(Data supplied)
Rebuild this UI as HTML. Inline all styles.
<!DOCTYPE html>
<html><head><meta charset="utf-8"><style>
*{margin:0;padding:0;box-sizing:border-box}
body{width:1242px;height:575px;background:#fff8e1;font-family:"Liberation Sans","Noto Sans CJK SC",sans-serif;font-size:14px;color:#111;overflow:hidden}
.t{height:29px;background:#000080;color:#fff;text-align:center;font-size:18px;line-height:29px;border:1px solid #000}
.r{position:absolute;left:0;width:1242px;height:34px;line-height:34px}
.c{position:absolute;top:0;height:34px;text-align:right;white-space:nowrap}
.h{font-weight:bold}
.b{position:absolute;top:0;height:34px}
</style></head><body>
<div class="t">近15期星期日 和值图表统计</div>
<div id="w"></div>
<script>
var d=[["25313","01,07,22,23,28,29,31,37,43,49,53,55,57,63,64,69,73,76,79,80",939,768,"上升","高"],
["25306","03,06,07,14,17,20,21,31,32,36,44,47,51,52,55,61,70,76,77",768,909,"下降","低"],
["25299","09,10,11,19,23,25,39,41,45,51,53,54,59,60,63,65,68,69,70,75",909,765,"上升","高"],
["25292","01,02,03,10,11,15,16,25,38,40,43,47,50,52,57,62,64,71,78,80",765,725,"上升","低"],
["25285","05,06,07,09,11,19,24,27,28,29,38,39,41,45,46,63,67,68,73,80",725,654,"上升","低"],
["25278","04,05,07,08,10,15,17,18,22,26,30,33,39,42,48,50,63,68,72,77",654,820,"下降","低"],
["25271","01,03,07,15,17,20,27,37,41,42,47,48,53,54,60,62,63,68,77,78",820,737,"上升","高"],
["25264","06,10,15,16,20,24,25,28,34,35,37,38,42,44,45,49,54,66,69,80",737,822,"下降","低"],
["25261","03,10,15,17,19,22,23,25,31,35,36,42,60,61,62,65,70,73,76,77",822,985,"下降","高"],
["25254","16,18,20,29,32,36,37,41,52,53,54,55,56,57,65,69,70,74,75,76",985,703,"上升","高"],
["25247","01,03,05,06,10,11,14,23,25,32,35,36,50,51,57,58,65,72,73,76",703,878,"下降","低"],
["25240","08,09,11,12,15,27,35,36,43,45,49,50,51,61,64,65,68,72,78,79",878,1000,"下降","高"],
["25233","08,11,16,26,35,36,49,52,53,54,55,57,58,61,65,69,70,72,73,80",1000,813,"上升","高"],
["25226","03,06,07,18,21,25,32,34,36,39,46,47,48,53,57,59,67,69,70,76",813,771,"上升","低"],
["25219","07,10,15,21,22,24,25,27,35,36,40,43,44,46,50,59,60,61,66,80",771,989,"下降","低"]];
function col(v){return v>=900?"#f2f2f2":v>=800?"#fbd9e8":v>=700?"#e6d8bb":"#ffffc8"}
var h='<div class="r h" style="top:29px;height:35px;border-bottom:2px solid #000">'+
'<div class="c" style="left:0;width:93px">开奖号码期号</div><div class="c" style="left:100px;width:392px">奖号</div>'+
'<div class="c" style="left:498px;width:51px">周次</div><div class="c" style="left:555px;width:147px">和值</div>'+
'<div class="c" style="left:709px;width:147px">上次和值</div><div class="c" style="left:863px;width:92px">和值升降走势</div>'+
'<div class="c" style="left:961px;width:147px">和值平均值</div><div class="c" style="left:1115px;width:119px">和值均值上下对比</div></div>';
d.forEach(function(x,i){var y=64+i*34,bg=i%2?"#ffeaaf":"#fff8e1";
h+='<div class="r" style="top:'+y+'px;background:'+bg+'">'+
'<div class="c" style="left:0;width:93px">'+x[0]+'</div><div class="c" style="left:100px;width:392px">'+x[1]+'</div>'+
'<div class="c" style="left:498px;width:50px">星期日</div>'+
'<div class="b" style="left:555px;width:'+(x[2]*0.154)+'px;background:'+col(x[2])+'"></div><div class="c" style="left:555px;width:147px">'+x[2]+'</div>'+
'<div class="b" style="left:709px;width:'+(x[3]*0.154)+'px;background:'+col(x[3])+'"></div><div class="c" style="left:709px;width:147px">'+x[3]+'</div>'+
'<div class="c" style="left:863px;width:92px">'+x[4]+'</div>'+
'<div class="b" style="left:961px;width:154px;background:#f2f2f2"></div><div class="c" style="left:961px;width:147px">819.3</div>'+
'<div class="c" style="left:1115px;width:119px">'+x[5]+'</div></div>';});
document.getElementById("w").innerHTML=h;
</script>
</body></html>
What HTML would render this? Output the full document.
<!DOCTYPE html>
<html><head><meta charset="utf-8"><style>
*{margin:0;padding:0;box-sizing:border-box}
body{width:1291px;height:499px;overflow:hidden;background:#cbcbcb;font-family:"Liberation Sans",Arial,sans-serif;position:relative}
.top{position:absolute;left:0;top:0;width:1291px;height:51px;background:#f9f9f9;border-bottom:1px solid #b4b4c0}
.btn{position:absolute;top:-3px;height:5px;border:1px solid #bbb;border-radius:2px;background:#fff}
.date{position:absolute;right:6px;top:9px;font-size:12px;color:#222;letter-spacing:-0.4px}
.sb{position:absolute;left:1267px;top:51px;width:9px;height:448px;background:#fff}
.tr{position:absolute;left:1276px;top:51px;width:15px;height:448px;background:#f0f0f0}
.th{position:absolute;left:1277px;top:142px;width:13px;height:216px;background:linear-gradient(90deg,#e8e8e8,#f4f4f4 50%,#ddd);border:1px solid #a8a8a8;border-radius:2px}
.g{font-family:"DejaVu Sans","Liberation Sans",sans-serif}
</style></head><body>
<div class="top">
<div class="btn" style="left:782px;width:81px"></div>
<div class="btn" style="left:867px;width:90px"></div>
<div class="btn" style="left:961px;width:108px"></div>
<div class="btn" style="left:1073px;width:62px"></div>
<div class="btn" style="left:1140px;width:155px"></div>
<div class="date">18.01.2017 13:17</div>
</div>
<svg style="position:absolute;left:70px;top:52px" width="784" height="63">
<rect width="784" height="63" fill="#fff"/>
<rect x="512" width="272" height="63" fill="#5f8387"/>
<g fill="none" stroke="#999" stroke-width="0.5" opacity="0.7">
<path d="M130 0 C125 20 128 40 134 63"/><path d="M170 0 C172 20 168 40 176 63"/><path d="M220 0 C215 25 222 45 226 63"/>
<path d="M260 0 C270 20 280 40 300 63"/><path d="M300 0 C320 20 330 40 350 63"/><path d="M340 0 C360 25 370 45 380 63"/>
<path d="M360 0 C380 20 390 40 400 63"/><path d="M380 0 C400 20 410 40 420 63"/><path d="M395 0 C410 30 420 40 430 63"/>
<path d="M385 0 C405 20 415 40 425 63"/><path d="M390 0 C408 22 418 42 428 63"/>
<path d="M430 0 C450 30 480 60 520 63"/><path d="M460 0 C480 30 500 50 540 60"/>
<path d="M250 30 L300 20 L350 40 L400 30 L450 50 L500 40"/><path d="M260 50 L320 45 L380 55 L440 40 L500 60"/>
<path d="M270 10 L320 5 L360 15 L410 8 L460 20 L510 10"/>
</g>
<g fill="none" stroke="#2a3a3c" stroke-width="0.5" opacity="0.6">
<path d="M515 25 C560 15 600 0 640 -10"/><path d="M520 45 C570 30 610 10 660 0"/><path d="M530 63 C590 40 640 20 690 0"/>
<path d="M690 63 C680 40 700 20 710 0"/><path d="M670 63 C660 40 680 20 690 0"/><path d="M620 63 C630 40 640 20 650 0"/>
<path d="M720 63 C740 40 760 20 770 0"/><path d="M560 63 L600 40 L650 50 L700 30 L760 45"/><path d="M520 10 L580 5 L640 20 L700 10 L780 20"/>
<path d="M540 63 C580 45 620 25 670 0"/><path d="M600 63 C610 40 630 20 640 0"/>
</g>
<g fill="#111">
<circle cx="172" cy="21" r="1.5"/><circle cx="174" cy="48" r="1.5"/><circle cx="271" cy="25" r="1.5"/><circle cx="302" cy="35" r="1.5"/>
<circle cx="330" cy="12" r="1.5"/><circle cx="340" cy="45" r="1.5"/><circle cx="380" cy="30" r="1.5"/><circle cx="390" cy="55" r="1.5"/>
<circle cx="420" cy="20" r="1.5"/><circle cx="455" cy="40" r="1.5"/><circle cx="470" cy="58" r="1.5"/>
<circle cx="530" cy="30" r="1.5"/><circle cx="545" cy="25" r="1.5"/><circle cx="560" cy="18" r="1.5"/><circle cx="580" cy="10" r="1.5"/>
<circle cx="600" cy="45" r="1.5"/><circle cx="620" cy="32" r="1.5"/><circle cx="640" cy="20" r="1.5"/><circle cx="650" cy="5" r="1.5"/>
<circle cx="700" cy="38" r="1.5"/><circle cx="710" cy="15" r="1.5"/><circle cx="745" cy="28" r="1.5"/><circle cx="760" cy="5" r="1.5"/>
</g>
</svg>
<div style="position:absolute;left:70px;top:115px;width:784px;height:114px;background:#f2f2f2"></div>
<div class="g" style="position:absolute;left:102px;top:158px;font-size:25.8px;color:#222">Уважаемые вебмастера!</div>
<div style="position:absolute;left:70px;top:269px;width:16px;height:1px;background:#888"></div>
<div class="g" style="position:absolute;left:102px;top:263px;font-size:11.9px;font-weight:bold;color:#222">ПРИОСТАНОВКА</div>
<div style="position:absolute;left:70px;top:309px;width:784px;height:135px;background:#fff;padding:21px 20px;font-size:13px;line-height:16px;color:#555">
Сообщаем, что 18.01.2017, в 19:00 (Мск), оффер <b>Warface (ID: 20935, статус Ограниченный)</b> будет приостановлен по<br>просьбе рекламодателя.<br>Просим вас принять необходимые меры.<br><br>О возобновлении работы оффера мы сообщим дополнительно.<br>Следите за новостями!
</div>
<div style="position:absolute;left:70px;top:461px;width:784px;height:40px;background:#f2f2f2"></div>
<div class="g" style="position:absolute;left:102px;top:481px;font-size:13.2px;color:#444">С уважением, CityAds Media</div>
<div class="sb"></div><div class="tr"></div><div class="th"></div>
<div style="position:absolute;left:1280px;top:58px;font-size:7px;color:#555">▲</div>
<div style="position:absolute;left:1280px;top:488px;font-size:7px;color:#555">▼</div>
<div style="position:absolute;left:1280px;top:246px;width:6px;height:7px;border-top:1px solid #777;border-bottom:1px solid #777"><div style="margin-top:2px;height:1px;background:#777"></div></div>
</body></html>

(Work to do) Look through the records and gather every line containing "document".

(Written response)
document.getElementById("w").innerHTML=h;
What HTML would render this? Output the full document.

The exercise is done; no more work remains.